Speeding up simulation using native System Verilog transactors

By Luke Collins |  No Comments  |  Posted: February 3, 2015
Topics/Categories: Blog - EDA, - Verification  |  Tags: , , , ,  | Organizations:

A webinar just posted by Synopsys lays out a strategy for accelerating simulation using native System Verilog transactors to ease the transition from a pure software-based approach to one that uses a combination of software and Synopsys ZeBu-3 hardware emulation.

In the webinar, Parag Goel, a senior CAE in the verification group at Synopsys, lays four approaches to simulation.

Four approaches to faster verification (Source: Synopsys)
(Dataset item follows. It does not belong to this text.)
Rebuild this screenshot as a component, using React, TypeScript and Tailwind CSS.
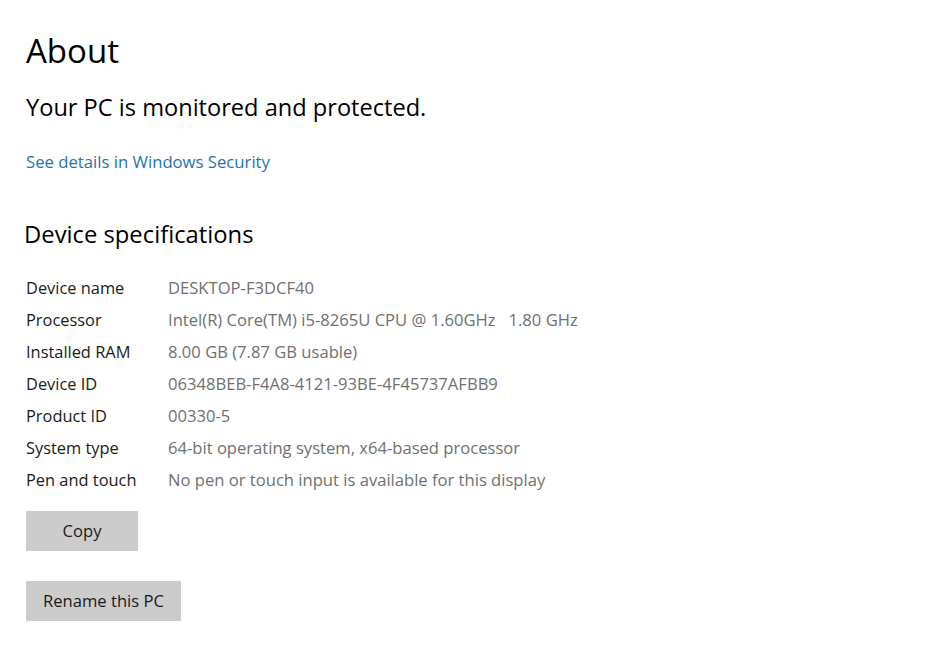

Figure 1 Four approaches to faster verification (Source: Synopsys)

Of these four:

  • The simplest approach runs both the device under test (DUT) and its testbench in a software simulator.
  • Cycle-based simulation acceleration runs the DUT in an emulator and exercises it using a testbench run in a software simulator. Communications between the hardware and the software environment happen on each tick of the simulation clock, but the throughout of the overall set-up is limited, in part, by the communications between the two environments.
  • Transaction-based simulation acceleration runs the DUT and part of the testbench in the emulator. Communications to the rest of the testbench, hosted in the software simulator, are at the transaction level and less frequent than in the precious scenario. The transaction-level interface between the two enables higher performance, as well as the use of System Verilog and UVM constructs.
  • With a synthesisable testbench approach, both the DUT and the full testbench run in the emulator, for maximum speed. This approach, though, limits the use of advanced testbench languages and methodologies, such as constrained random verification, because the testbench has to be synthesisable.

Goel goes on to outline the relative performance of these approach, as in figure 2 (below).

Comparing the performance of the various approaches (Source: Synopsys)

Figure 2 Comparing the performance of the various approaches (Source: Synopsys)

He goes on to lay out the Synopsys ZeBu-3 based approach to transaction-based simulation acceleration.

A ZeBu-based simulation acceleration environment (Source: Synopsys)

Figure 3 A ZeBu-based simulation acceleration environment (Source: Synopsys)

In this approach, the whole flow is governed by a unified compilation approach (see bottom middle), which communicates with, and controls the host computer running the ZeBu runtime environment, which in turn communicates with the ZeBu-3 emulator.

Communications between the host computer and ZeBu-3 are done in two ways:

  • Using SCE-MI 2.0 compliant System Verilog DPI transactors
  • Using native System Verilog transactors

Using native System Verilog transactors enables the creation of a unified simulation and emulation environment, so that simulation tests can run on the ZeBu-3 emulator without change. This approach also enables greater reuse of System Verilog and UVM-based testbenches and testbench components to build emulation-specific tests.

Goel illustrates a typical UVM testbench environment, highlighting the transaction-level communications and components, as follows:

A typical UVM testbench set-up (Source: Synopsys)

Figure 4 A typical UVM testbench set-up (Source: Synopsys)

He then walks through an approach to splitting the testbench into two parts: a timed, synthesised part to be run as hardware on the emulator, and the other verification components that need to run in the simulator.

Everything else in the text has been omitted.